Certainly, many theories concerning the origins and character of personality traits have been published in the public literature; among these, we have found Costa and McCrae’s “Big Five” (1989) to be the most credible and useful for the purposes of this study. This study, thereupon, follows Costa and McCrae’s NEO-FFI (1989), a system of personality trait characterization and measurement focused upon the following itemized aspects of personal experience and expression: extraversion; emotional stability; openness to experience; agreeableness; and conscientiousness [59] .

It is critical to note the following bias of our view: namely, that a manager’s personality traits must be of little value in the absence of academic respectability and a vast, realistic, practical potential, for it is these two things (i.e., academic respectability and realistic practicality) which bear influence upon the performance of a firm.

We argue moreover that the CEO, as the enterprise leader, is inherently incapable of accruing respect and exhibiting real functionality, barring possession of the following character features: humility [60] ; self-confidence; moral and ideological appeal; high expectations for followers; confidence in subordinates; and thoughtful consideration [61] . We add to this the expectation that successful CEO personal brands will likely include a common pool of character features including passion, intelligence, and professional acumen.

Whereupon, the Personality Traits segment of this study contributes 41 items to the initial measurement scale, drawing directly from the personality traits of the Big Five [59] ; clearly identified and crucial CEO personality traits; definitions of personal brands; and dimensions of general personality that are able to be treated as features of a brand [19] [41] [62] .

3.2.2. Values

Personal branding value reflects on individual beliefs―that is, personal values. Values are basic beliefs or patterns of behavior which are not necessarily good or bad of them, but which profoundly affect an individual’s attitudes and behaviors [63] .

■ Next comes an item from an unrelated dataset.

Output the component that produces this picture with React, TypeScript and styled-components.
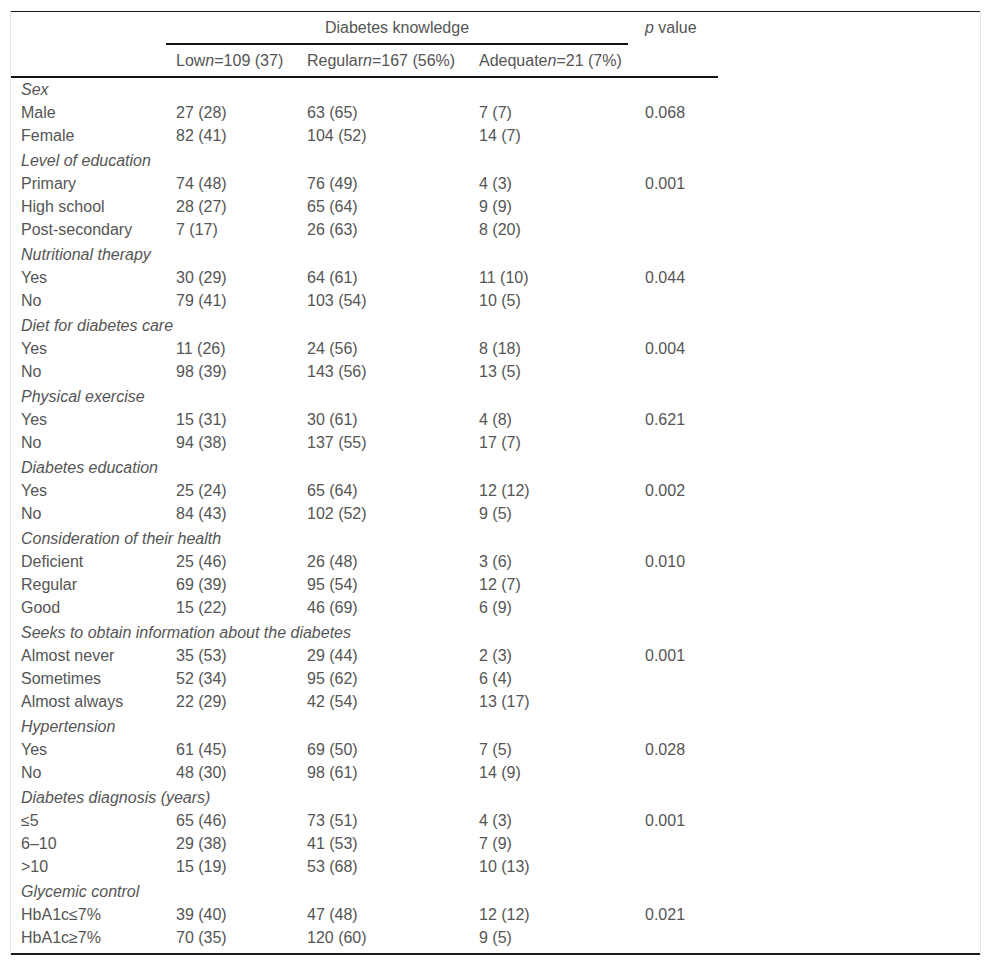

People with similar jobs or who belong to similar groups exhibit similar values [64] , but values follow organizational culture, which is itself fundamentally affected by the values of the CEO [14] . Rokeach (1973) developed RVS (Rokeach Value Survey) scales, which propose 36 measurable items including “terminal values” and “instrumental values” [63] . Frederick and Weber (1990) proposed a Value Survey scale [64] , which includes 10 such items as self-respect, happiness, freedom, family security, sense of accomplishment, ambition, capability, honesty, independence, and responsibility. Therefore, with particular reference to the research of Rokeach [63] , and Frederick and Weber [64] , we present a total of ten items as the initial measuring points in the category of Values.

3.2.3. Competency

Competency may be described as a combination of knowledge, character, motivation, social roles, and individual skills, which altogether and in concert have contributed to a history of excellent performance [65] . Miller and Droge (1986) have defined competency as intelligence and the ability to solve problems [8] . Spencer and Spencer (1993) developed the Competency Iceberg Model [66] , which stipulates that motives, traits, and self-concept are located in the “hidden” part of the performer, while skills and knowledge are located in the visible part (i.e., as in the seen and unseen portions of an iceberg) [67] . Individual work competency involves knowledge, skills, and attitude [68] [69] . The competency of the character of an employee is exhibited over the process of project completion [70] and via a dynamic learning process [71] . Moreover, values, attitude, and motivations emerge during specific types and instances of situational interactions. Cheetham and Chivers (1996) collated and conjoined certain US and UK scholars’ arguments that competency includes “knowledge/cognitive competence; functional competence; personal/behavioral competence; values/ethical competence” [72] . Chang (2003) argued that excellent competence demonstrated at higher levels of academic administration requires concurrent application of strategy, execution, attention, innovation, leadership, education, marketing, and technology [73] .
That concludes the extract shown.